## WHAT YOU NEED TO DO
Reproduce the listing below exactly, minus its pictures.
++++ RECORDED INFORMATION ++++
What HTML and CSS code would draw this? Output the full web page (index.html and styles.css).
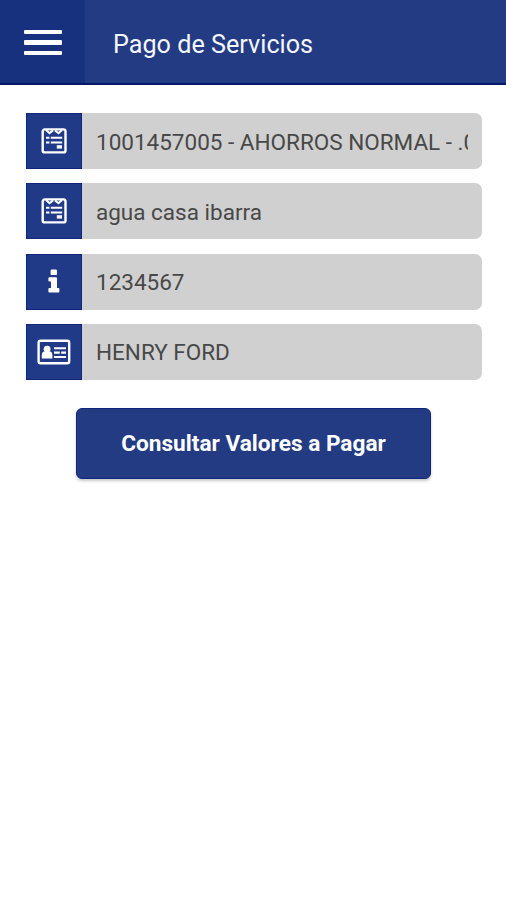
FILE: index.html
```html
<!DOCTYPE html>
<html lang="es">
<head>
<meta charset="utf-8">
<title>Pago de Servicios</title>
<link rel="stylesheet" href="styles.css">
</head>
<body>
<header class="bar">
  <button class="menu" aria-label="Menú"><span class="line"></span><span class="line"></span><span class="line"></span></button>
  <h1 class="title">Pago de Servicios</h1>
</header>
<main class="form">
  <div class="row">
    <div class="addon">
      <svg class="icon" width="34" height="28" viewBox="0 0 34 28"><rect x="5.7" y="2.4" width="22.8" height="23" rx="2" fill="none" stroke="#fff" stroke-width="2.4"/><path d="M9 3l3.5 3.2L16 3.4M18 3.4l3.5 2.8L25 3M9 10.8h3.4M13.8 10.8h11.4M9 15.4h3.4M13.8 15.4h11.4" fill="none" stroke="#fff" stroke-width="2"/><path d="M19.8 18.2h5.2v3.4h-5.2z" fill="#fff"/></svg>
    </div>
    <div class="field"><span class="value">1001457005 - AHORROS NORMAL - .0</span></div>
  </div>
  <div class="row">
    <div class="addon">
      <svg class="icon" width="34" height="28" viewBox="0 0 34 28"><rect x="5.7" y="2.4" width="22.8" height="23" rx="2" fill="none" stroke="#fff" stroke-width="2.4"/><path d="M9 3l3.5 3.2L16 3.4M18 3.4l3.5 2.8L25 3M9 10.8h3.4M13.8 10.8h11.4M9 15.4h3.4M13.8 15.4h11.4" fill="none" stroke="#fff" stroke-width="2"/><path d="M19.8 18.2h5.2v3.4h-5.2z" fill="#fff"/></svg>
    </div>
    <div class="field"><span class="value">agua casa ibarra</span></div>
  </div>
  <div class="row">
    <div class="addon">
      <svg class="icon" width="34" height="28" viewBox="0 0 34 28"><rect x="13.6" y="1.5" width="6.4" height="5.6" rx="1.2" fill="#fff"/><path d="M12.4 9.3h6.6q1 0 1 1v9.8h1.4q1 0 1 1v2.4q0 1-1 1h-9q-1 0-1-1v-2.4q0-1 1-1h1.6v-6.7h-1.6q-1 0-1-1v-2.1q0-1 1-1z" fill="#fff"/></svg>
    </div>
    <div class="field"><span class="value">1234567</span></div>
  </div>
  <div class="row">
    <div class="addon">
      <svg class="icon" width="34" height="28" viewBox="0 0 34 28"><rect x="1.6" y="2.8" width="30.6" height="22.4" rx="2" fill="none" stroke="#fff" stroke-width="2.4"/><path d="M4.8 20.4v-3.2q0-3.4 2.6-3.7h5.4q2.6.3 2.6 3.7v3.2z" fill="#fff"/><circle cx="10.1" cy="11.2" r="3.4" fill="#fff"/><path d="M17 10.2h12M17 14.6h5.8M24.2 14.6h4.8M17 19h12" stroke="#fff" stroke-width="2.1"/></svg>
    </div>
    <div class="field"><span class="value">HENRY FORD</span></div>
  </div>
  <button class="submit">Consultar Valores a Pagar</button>
</main>
</body>
</html>
```
FILE: styles.css
```css
* { box-sizing: border-box; }
body {
  margin: 0;
  min-height: 900px;
  background: #fff;
  font-family: Roboto, "Liberation Sans", sans-serif;
}
.bar {
  display: flex;
  height: 85px;
  background: #233b83;
  border-bottom: 2px solid #061669;
}
.menu {
  display: flex;
  flex-direction: column;
  gap: 6px;
  width: 85px;
  height: 83px;
  padding: 30px 0 0 24px;
  border: 0;
  background: #17317e;
}
.line {
  width: 38px;
  height: 4.4px;
  border-radius: 1px;
  background: #fff;
}
.title {
  margin: 0;
  padding: 3px 0 0 28px;
  color: #f4f6ff;
  font-size: 25.2px;
  font-weight: 400;
  line-height: 83px;
}
.form {
  display: flex;
  flex-direction: column;
  gap: 14.3px;
  padding: 28px 24.5px 0 25.5px;
}
.row {
  display: flex;
  height: 56px;
}
.addon {
  display: flex;
  align-items: center;
  justify-content: center;
  width: 56.5px;
  background: #203a88;
  border: 1px solid #10267c;
}
.icon { display: block; }
.field {
  flex: 1;
  min-width: 0;
  padding: 0 14px;
  border-radius: 0 7px 7px 0;
  background: #d0d0d0;
}
.value {
  display: block;
  overflow: hidden;
  padding-top: 1.5px;
  color: #484848;
  font-size: 22.5px;
  line-height: 54px;
  white-space: nowrap;
}
.submit {
  align-self: center;
  width: 355px;
  height: 71px;
  margin-top: 14px;
  padding: 0;
  border: 1px solid #10267c;
  border-radius: 6px;
  background: #233b83;
  box-shadow: 0 2px 3px rgba(0, 0, 0, .22);
  color: #fff;
  font: 700 22.65px Roboto, "Liberation Sans", sans-serif;
}
```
++++
## WRITTEN ANSWER
What HTML and CSS code would draw this? Output the full web page (index.html and styles.css).
FILE: index.html
```html
<!DOCTYPE html>
<html lang="es">
<head>
<meta charset="utf-8">
<title>Pago de Servicios</title>
<link rel="stylesheet" href="styles.css">
</head>
<body>
<header class="bar">
  <button class="menu" aria-label="Menú"><span class="line"></span><span class="line"></span><span class="line"></span></button>
  <h1 class="title">Pago de Servicios</h1>
</header>
<main class="form">
  <div class="row">
    <div class="addon">
      <svg class="icon" width="34" height="28" viewBox="0 0 34 28"><rect x="5.7" y="2.4" width="22.8" height="23" rx="2" fill="none" stroke="#fff" stroke-width="2.4"/><path d="M9 3l3.5 3.2L16 3.4M18 3.4l3.5 2.8L25 3M9 10.8h3.4M13.8 10.8h11.4M9 15.4h3.4M13.8 15.4h11.4" fill="none" stroke="#fff" stroke-width="2"/><path d="M19.8 18.2h5.2v3.4h-5.2z" fill="#fff"/></svg>
    </div>
    <div class="field"><span class="value">1001457005 - AHORROS NORMAL - .0</span></div>
  </div>
  <div class="row">
    <div class="addon">
      <svg class="icon" width="34" height="28" viewBox="0 0 34 28"><rect x="5.7" y="2.4" width="22.8" height="23" rx="2" fill="none" stroke="#fff" stroke-width="2.4"/><path d="M9 3l3.5 3.2L16 3.4M18 3.4l3.5 2.8L25 3M9 10.8h3.4M13.8 10.8h11.4M9 15.4h3.4M13.8 15.4h11.4" fill="none" stroke="#fff" stroke-width="2"/><path d="M19.8 18.2h5.2v3.4h-5.2z" fill="#fff"/></svg>
    </div>
    <div class="field"><span class="value">agua casa ibarra</span></div>
  </div>
  <div class="row">
    <div class="addon">
      <svg class="icon" width="34" height="28" viewBox="0 0 34 28"><rect x="13.6" y="1.5" width="6.4" height="5.6" rx="1.2" fill="#fff"/><path d="M12.4 9.3h6.6q1 0 1 1v9.8h1.4q1 0 1 1v2.4q0 1-1 1h-9q-1 0-1-1v-2.4q0-1 1-1h1.6v-6.7h-1.6q-1 0-1-1v-2.1q0-1 1-1z" fill="#fff"/></svg>
    </div>
    <div class="field"><span class="value">1234567</span></div>
  </div>
  <div class="row">
    <div class="addon">
      <svg class="icon" width="34" height="28" viewBox="0 0 34 28"><rect x="1.6" y="2.8" width="30.6" height="22.4" rx="2" fill="none" stroke="#fff" stroke-width="2.4"/><path d="M4.8 20.4v-3.2q0-3.4 2.6-3.7h5.4q2.6.3 2.6 3.7v3.2z" fill="#fff"/><circle cx="10.1" cy="11.2" r="3.4" fill="#fff"/><path d="M17 10.2h12M17 14.6h5.8M24.2 14.6h4.8M17 19h12" stroke="#fff" stroke-width="2.1"/></svg>
    </div>
    <div class="field"><span class="value">HENRY FORD</span></div>
  </div>
  <button class="submit">Consultar Valores a Pagar</button>
</main>
</body>
</html>
```
FILE: styles.css
```css
* { box-sizing: border-box; }
body {
  margin: 0;
  min-height: 900px;
  background: #fff;
  font-family: Roboto, "Liberation Sans", sans-serif;
}
.bar {
  display: flex;
  height: 85px;
  background: #233b83;
  border-bottom: 2px solid #061669;
}
.menu {
  display: flex;
  flex-direction: column;
  gap: 6px;
  width: 85px;
  height: 83px;
  padding: 30px 0 0 24px;
  border: 0;
  background: #17317e;
}
.line {
  width: 38px;
  height: 4.4px;
  border-radius: 1px;
  background: #fff;
}
.title {
  margin: 0;
  padding: 3px 0 0 28px;
  color: #f4f6ff;
  font-size: 25.2px;
  font-weight: 400;
  line-height: 83px;
}
.form {
  display: flex;
  flex-direction: column;
  gap: 14.3px;
  padding: 28px 24.5px 0 25.5px;
}
.row {
  display: flex;
  height: 56px;
}
.addon {
  display: flex;
  align-items: center;
  justify-content: center;
  width: 56.5px;
  background: #203a88;
  border: 1px solid #10267c;
}
.icon { display: block; }
.field {
  flex: 1;
  min-width: 0;
  padding: 0 14px;
  border-radius: 0 7px 7px 0;
  background: #d0d0d0;
}
.value {
  display: block;
  overflow: hidden;
  padding-top: 1.5px;
  color: #484848;
  font-size: 22.5px;
  line-height: 54px;
  white-space: nowrap;
}
.submit {
  align-self: center;
  width: 355px;
  height: 71px;
  margin-top: 14px;
  padding: 0;
  border: 1px solid #10267c;
  border-radius: 6px;
  background: #233b83;
  box-shadow: 0 2px 3px rgba(0, 0, 0, .22);
  color: #fff;
  font: 700 22.65px Roboto, "Liberation Sans", sans-serif;
}
```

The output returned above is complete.